I will confess that prior to this mess, the younger me really believed a lot of the right wing propaganda about immigration. I naively thought that my relatives could simply get on a waiting list, and come here 5ish years later. 




There is no waiting list. 


As I will point out in a later post, there is, in fact, no legal path for them to come here under current law. They are stuck there, despite all our efforts, their efforts (including learning English and getting professional licenses.) That is what our current laws say. “Stay out, f-ing foreigner!”  

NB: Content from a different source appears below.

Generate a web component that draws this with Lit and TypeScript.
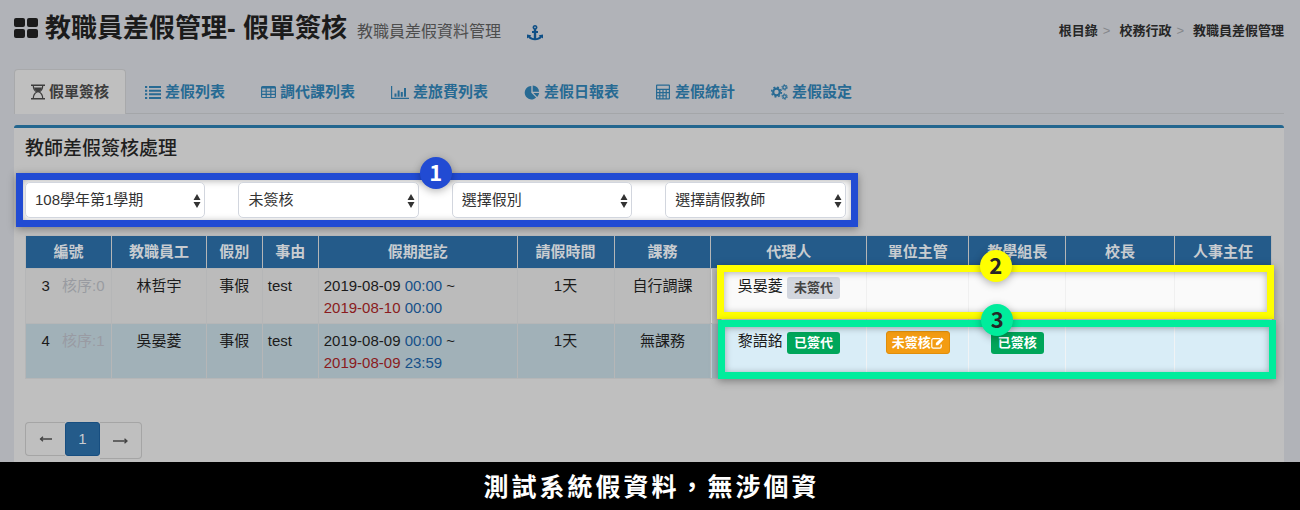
import { LitElement, html, css, svg } from "lit";
import { customElement, property } from "lit/decorators.js";

const icons: Record<string, { w: number; h: number; body: unknown }> = {
  grid: {
    w: 24, h: 20,
    body: svg`<rect x="0" y="0" width="11" height="9" rx="2"/><rect x="13" y="0" width="11" height="9" rx="2"/><rect x="0" y="11" width="11" height="9" rx="2"/><rect x="13" y="11" width="11" height="9" rx="2"/>`,
  },
  anchor: {
    w: 16, h: 16,
    body: svg`<path fill-rule="evenodd" d="M8 0a2.4 2.4 0 0 1 1.2 4.5V6H11v1.9H9.2v5.3c1.5-.2 2.8-.9 3.5-1.9l-1-1.1 4.3-.8v4.1l-1.3-1.1C13.300 14.100 10.800 15.200 8 15.200S2.700 14.100 1.300 12.400L0 13.500V9.400l4.300.8-1 1.100c.7 1 2 1.700 3.500 1.900V7.900H5V6h1.800V4.500A2.400 2.400 0 0 1 8 0zm0 1.600a.8.8 0 1 0 0 1.600.8.8 0 0 0 0-1.600z"/>`,
  },
  hourglass: {
    w: 14, h: 16,
    body: svg`<path d="M0 .5h14v1.500H0zM0 14h14v1.500H0z"/><path d="M2.300 1.500C2.300 5 4 7 5.800 8 4 9 2.300 11 2.300 14.500M11.700 1.500C11.700 5 10 7 8.200 8 10 9 11.700 11 11.700 14.500" fill="none" stroke="currentColor" stroke-width="1.200"/><path d="M3 3.500h8C10.500 5.500 9 7.300 7.600 8.200H6.400C5 7.300 3.500 5.500 3 3.500z"/>`,
  },
  list: {
    w: 16, h: 14,
    body: svg`<path d="M0 1h2.200v2H0zM4 1h12v2H4zM0 4.700h2.200v2H0zM4 4.700h12v2H4zM0 8.300h2.200v2H0zM4 8.300h12v2H4zM0 12h2.200v2H0zM4 12h12v2H4z"/>`,
  },
  table: {
    w: 15, h: 14,
    body: svg`<path fill-rule="evenodd" d="M1.500 1h12A1.500 1.500 0 0 1 15 2.500v9a1.500 1.500 0 0 1-1.500 1.500h-12A1.500 1.500 0 0 1 0 11.500v-9A1.500 1.500 0 0 1 1.500 1zM1.200 3.500v2.200h3.400V3.500zm4.600 0v2.200h3.400V3.500zm4.600 0v2.200h3.400V3.500zM1.200 6.800v2h3.400v-2zm4.600 0v2h3.400v-2zm4.600 0v2h3.400v-2zM1.200 9.900v2h3.400v-2zm4.600 0v2h3.400v-2zm4.600 0v2h3.400v-2z"/>`,
  },
  chart: {
    w: 18, h: 14,
    body: svg`<path d="M0 1h1.200v11.800H18V14H0zM3.500 8.500h2v3.300h-2zM6.600 5.500h2v6.300h-2zM9.800 7h2v4.800h-2zM13 3h2v8.800h-2z"/>`,
  },
  pie: {
    w: 16, h: 15,
    body: svg`<path d="M7.300 1v6.700l4.800 4.800A6.700 6.700 0 1 1 7.300 1zM8.700.500A6.500 6.500 0 0 1 15.100 6.700H8.700zM9.400 8h5.700a6.700 6.700 0 0 1-1.900 3.900z"/>`,
  },
  calc: {
    w: 16, h: 16,
    body: svg`<path fill-rule="evenodd" d="M2 .500h12a1 1 0 0 1 1 1v13a1 1 0 0 1-1 1H2a1 1 0 0 1-1-1v-13a1 1 0 0 1 1-1zM2.200 1.700v3h11.600v-3zm0 4.300v2h2V6zm3.200 0v2h2V6zm3.200 0v2h2V6zm3.200 0v2h2V6zM2.200 9.200v2h2v-2zm3.200 0v2h2v-2zm3.200 0v2h2v-2zM2.200 12.300v2h2v-2zm3.200 0v2h2v-2zm3.200 0v2h2v-2zm3.200-3.100v5.100h2V9.200z"/>`,
  },
  cogs: {
    w: 17, h: 16,
    body: svg`<g fill="none" stroke="currentColor"><circle cx="5.500" cy="8" r="3.300" stroke-width="2.200"/><circle cx="5.500" cy="8" r="4.900" stroke-width="1.500" stroke-dasharray="1.920 1.928"/><circle cx="13.600" cy="3.400" r="1.700" stroke-width="1.300"/><circle cx="13.600" cy="3.400" r="2.700" stroke-width="1" stroke-dasharray="1.400 1.427"/><circle cx="13.600" cy="12.600" r="1.700" stroke-width="1.300"/><circle cx="13.600" cy="12.600" r="2.700" stroke-width="1" stroke-dasharray="1.400 1.427"/></g>`,
  },
  edit: {
    w: 13, h: 12,
    body: svg`<path d="M9 1.700H2.200A1.400 1.400 0 0 0 .8 3.100v6.600a1.400 1.400 0 0 0 1.400 1.400h6.600a1.400 1.400 0 0 0 1.400-1.400V7.500" fill="none" stroke="currentColor" stroke-width="1.200"/><path d="M10.600.500l2 2L7 8.200H4.900V6.100z"/>`,
  },
  updown: {
    w: 8, h: 14,
    body: svg`<path d="M4 0l3.500 6H.500zM4 14L.500 8h7z"/>`,
  },
  left: {
    w: 14, h: 8,
    body: svg`<path d="M1 4H13M4 1.700L1.500 4 4 6.300" fill="none" stroke="currentColor" stroke-width="1.300"/>`,
  },
  right: {
    w: 16, h: 8,
    body: svg`<path d="M0 4h14M11.500 1.700L14 4l-2.500 2.300" fill="none" stroke="currentColor" stroke-width="1.300"/>`,
  },
};

@customElement("ui-icon")
export class UiIcon extends LitElement {
  @property() name = "grid";

  static styles = css`
    :host { display: inline-flex; flex: none; }
    svg { display: block; fill: currentColor; }
  `;

  render() {
    const i = icons[this.name];
    return html`<svg width=${i.w} height=${i.h} viewBox="0 0 ${i.w} ${i.h}" aria-hidden="true">${i.body}</svg>`;
  }
}

const tabs = [
  ["hourglass", "假單簽核"],
  ["list", "差假列表"],
  ["table", "調代課列表"],
  ["chart", "差旅費列表"],
  ["pie", "差假日報表"],
  ["calc", "差假統計"],
  ["cogs", "差假設定"],
];

const filters = [
  ["學期", "108學年第1學期"],
  ["簽核狀態", "未簽核"],
  ["假別", "選擇假別"],
  ["請假教師", "選擇請假教師"],
];

const columns: [string, number][] = [
  ["編號", 86], ["教職員工", 95], ["假別", 56], ["事由", 56],
  ["假期起訖", 199], ["請假時間", 97], ["課務", 97], ["代理人", 156],
  ["單位主管", 102], ["教學組長", 97], ["校長", 109], ["人事主任", 97],
];
const total = columns.reduce((sum, c) => sum + c[1], 0);

const rows = [
  {
    id: 3, seq: 0, name: "林哲宇", from: ["2019-08-09", "00:00"], to: ["2019-08-10", "00:00"],
    duty: "自行調課", agent: "吳晏菱", agentDone: false, chief: false, lead: false,
  },
  {
    id: 4, seq: 1, name: "吳晏菱", from: ["2019-08-09", "00:00"], to: ["2019-08-09", "23:59"],
    duty: "無課務", agent: "黎語銘", agentDone: true, chief: true, lead: true,
  },
];

@customElement("app-root")
export class AppRoot extends LitElement {
  static styles = css`
    :host {
      display: flex;
      flex-direction: column;
      min-height: 100vh;
      background: #b1b3b8;
      color: #1b1b1b;
      font: 15px/22px "Liberation Sans", "Noto Sans CJK TC", sans-serif;
    }
    *, *::before, *::after { box-sizing: border-box; }
    a { color: inherit; text-decoration: none; }
    button { font: inherit; cursor: pointer; }

    .page { flex: 1; display: flex; flex-direction: column; padding: 8px 16px 0 14px; }
    .top { display: flex; justify-content: space-between; align-items: center; height: 40px; margin-bottom: 21px; }
    .heading { display: flex; align-items: center; }
    h1 { margin: 0 10px 0 7px; font-size: 26px; line-height: 40px; font-weight: 700; }
    .sub { font-size: 16px; line-height: 24px; color: #4d4d4d; padding-top: 8px; }
    .anchor { display: flex; margin-left: 26px; padding-top: 10px; color: #0f4f86; }
    .crumbs { display: flex; margin: 0; padding: 6px 0 0; list-style: none; font-size: 13px; font-weight: 700; color: #262626; }
    .crumbs li + li::before { content: ">"; color: #85878b; font-weight: 400; margin: 0 9px 0 5px; }

    .tabs { display: flex; gap: 2px; border-bottom: 1px solid #a4a6a9; color: #276a93; font-weight: 700; }
    .tab {
      display: flex; align-items: center; gap: 4px; height: 45px; padding: 0 16px;
      border: 1px solid transparent; border-bottom: 0; border-radius: 4px 4px 0 0; margin-bottom: -1px;
    }
    .tab.on { background: #bfbfbf; border-color: #a8a9ab; color: #3d3d3d; }

    .panel {
      flex: 1; margin-top: 11px; padding: 9px 12px 2px 11px;
      background: #bfbfbf; border-top: 3px solid #23668f; border-radius: 3px 3px 0 0;
    }
    h2 { margin: 0 0 12px; font-size: 19px; line-height: 24px; font-weight: 500; color: #1f1f1f; }

    .callout { border: 7px solid; box-shadow: 0 2px 8px rgba(0, 0, 0, .35), inset 0 1px 7px rgba(0, 0, 0, .3); }
    .blue { color: #214bd3; }
    .yellow { color: #ff0; }
    .green { color: #00ec9c; }
    .num {
      position: absolute; width: 32px; height: 32px; border-radius: 50%; background: currentColor;
      font: 700 22px/28px "Noto Sans CJK TC", sans-serif; text-align: center;
      box-shadow: 0 2px 8px rgba(0, 0, 0, .3);
    }
    .num span { color: #262626; }
    .blue .num span { color: #fff; }

    .filters {
      position: relative; display: grid; grid-template-columns: repeat(4, 1fr); gap: 33px;
      width: 67.5%; margin: 0 0 8px -9px; padding: 2px 5px 2px 2px; background: #fff;
    }
    .filters .num { left: calc(50% - 17px); top: -23px; }
    .field { position: relative; display: block; }
    .field ui-icon { position: absolute; right: 4px; top: 12px; pointer-events: none; color: #333; }
    select {
      appearance: none; display: block; width: 100%; height: 36px; padding: 0 16px 0 9px;
      border: 1px solid #d2d6de; border-radius: 5px; background: #fff; color: #333; font: inherit;
    }

    .sheet { position: relative; }
    table { width: 100%; table-layout: fixed; border-collapse: collapse; }
    th, td { border: 1px solid #b5b6b7; padding: 5px; text-align: center; vertical-align: top; }
    th { height: 33px; background: #245b8a; color: #c8ccd0; font-weight: 700; }
    td { background: #bbb; height: 55px; padding: 6px 5px 4px; white-space: nowrap; }
    .even td { background: #a1b1b8; }
    .id { padding-left: 14px; }
    .text { text-align: left; }
    .seq { color: #999ba1; margin-left: 8px; }
    .even .seq { color: #999ba3; }
    .end { color: #8a1b20; }
    .time { color: #165088; }
    td.open { background: #fafafa; border-left-color: #f0f0f0; border-right-color: #f0f0f0; }
    .even td.open { background: #d9edf7; border-left-color: #f0f3f5; border-right-color: #f0f3f5; }
    td.agent { background: linear-gradient(90deg, #bbb 10px, #fafafa 10px); }
    .even td.agent { background: linear-gradient(90deg, #a1b1b8 10px, #d9edf7 10px); }
    .badge {
      display: inline-block; padding: 0 7px; border: 0; border-radius: 3px; vertical-align: top; margin-top: 2px;
      font-size: 13px; line-height: 22px; font-weight: 700; background: #d2d6de; color: #444;
    }
    .badge.done { background: #00a65a; color: #fff; }
    .badge.act {
      display: inline-flex; align-items: center; padding: 0 5px; border: 1px solid #e08e0b;
      background: #f39c12; color: #fff; line-height: 21px; margin-top: 1px;
    }
    .mark { position: absolute; left: calc(55.6% - 1px); right: -2px; top: 30px; height: 54px; pointer-events: none; }
    .mark.green { left: 55.6%; right: -4px; top: 85px; height: 59px; }
    .mark .num { left: calc(50% - 16px); top: -22px; }
    .mark.green .num { top: -23px; }

    .pager { display: flex; align-items: flex-start; margin-top: 43px; }
    .pager button {
      display: flex; align-items: center; justify-content: center; height: 34px; padding: 0;
      border: 1px solid #a5a5a5; background: #bfbfbf; color: #444;
    }
    .pager .prev { border-radius: 4px 0 0 4px; border-right: 0; width: 40px; }
    .pager .now { width: 35px; border-color: #174e80; border-radius: 3px; background: #245b8a; color: #c8ccd0; }
    .pager .next { width: 42px; height: 37px; border-left: 0; border-radius: 0 4px 4px 0; padding-top: 1px; }

    .caption {
      margin: 0; padding-left: 3px; background: #000; color: #fff; text-align: center;
      font: 700 25px/46px "Noto Sans CJK TC", sans-serif; letter-spacing: 3px; height: 48px;
    }
  `;

  render() {
    return html`
      <main class="page">
        <header class="top">
          <div class="heading">
            <ui-icon name="grid"></ui-icon>
            <h1>教職員差假管理- 假單簽核</h1>
            <span class="sub">教職員差假資料管理</span>
            <a class="anchor" href="#top" aria-label="錨點"><ui-icon name="anchor"></ui-icon></a>
          </div>
          <ol class="crumbs">
            <li><a href="#root">根目錄</a></li>
            <li><a href="#office">校務行政</a></li>
            <li><a href="#leave">教職員差假管理</a></li>
          </ol>
        </header>
        <nav class="tabs">
          ${tabs.map(([icon, label], i) => html`<a class="tab ${i === 0 ? "on" : ""}" href="#tab${i}"><ui-icon name=${icon}></ui-icon>${label}</a>`)}
        </nav>
        <section class="panel">
          <h2>教師差假簽核處理</h2>
          <div class="filters callout blue">
            ${filters.map(([label, value]) => html`<label class="field"><select aria-label=${label}><option>${value}</option></select><ui-icon name="updown"></ui-icon></label>`)}
            <div class="num"><span>1</span></div>
          </div>
          <div class="sheet">
            <table>
              <colgroup>${columns.map(([, w]) => html`<col style="width:${(w / total) * 100}%">`)}</colgroup>
              <thead><tr>${columns.map(([label]) => html`<th scope="col">${label}</th>`)}</tr></thead>
              <tbody>
                ${rows.map((r) => html`<tr class=${r.seq % 2 ? "even" : ""}>
                  <td class="id">${r.id} <span class="seq">核序:${r.seq}</span></td>
                  <td>${r.name}</td>
                  <td>事假</td>
                  <td class="text">test</td>
                  <td class="text">${r.from[0]} <span class="time">${r.from[1]}</span> ~<br><span class="end">${r.to[0]}</span> <span class="time">${r.to[1]}</span></td>
                  <td>1天</td>
                  <td>${r.duty}</td>
                  <td class="open agent">${r.agent} <span class="badge ${r.agentDone ? "done" : ""}">${r.agentDone ? "已簽代" : "未簽代"}</span></td>
                  <td class="open">${r.chief ? html`<button class="badge act">未簽核<ui-icon name="edit"></ui-icon></button>` : ""}</td>
                  <td class="open">${r.lead ? html`<span class="badge done">已簽核</span>` : ""}</td>
                  <td class="open"></td>
                  <td class="open"></td>
                </tr>`)}
              </tbody>
            </table>
            <div class="mark callout yellow"><div class="num"><span>2</span></div></div>
            <div class="mark callout green"><div class="num"><span>3</span></div></div>
          </div>
          <nav class="pager" aria-label="分頁">
            <button class="prev" aria-label="上一頁"><ui-icon name="left"></ui-icon></button>
            <button class="now">1</button>
            <button class="next" aria-label="下一頁"><ui-icon name="right"></ui-icon></button>
          </nav>
        </section>
      </main>
      <p class="caption">測試系統假資料，無涉個資</p>
    `;
  }
}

[Just a hint: please don’t give me your magic solution. Some well respected immigration attorneys from a major metropolitan area spent many hours working on this case. The problem isn’t lack of representation. It’s the fucked up immigration laws we have combined with some poor decisions on the part of my grandfather, who is dead and therefore can’t help at this point.] 




So there you have it. My family’s story.  I believe it is relevant to our immigration discussion because it illustrates the massive change in law and policy between the 1880s and the present time. It also illustrates just how the current debate leverages falsehoods about the past - including the government benefits whites received in the past - to slander and exclude current (non-white) immigrants. 


I’ll talk more in future posts about our current laws, and also about some of the falsehoods about immigrants past and present that the Right insists on repeating over and over. 




I recently read a book about Filipino immigrants that let me to revisit and finish this post. America Is Not The Heart by Elaine Castillo really brought back some memories, and reminded me of my own connections.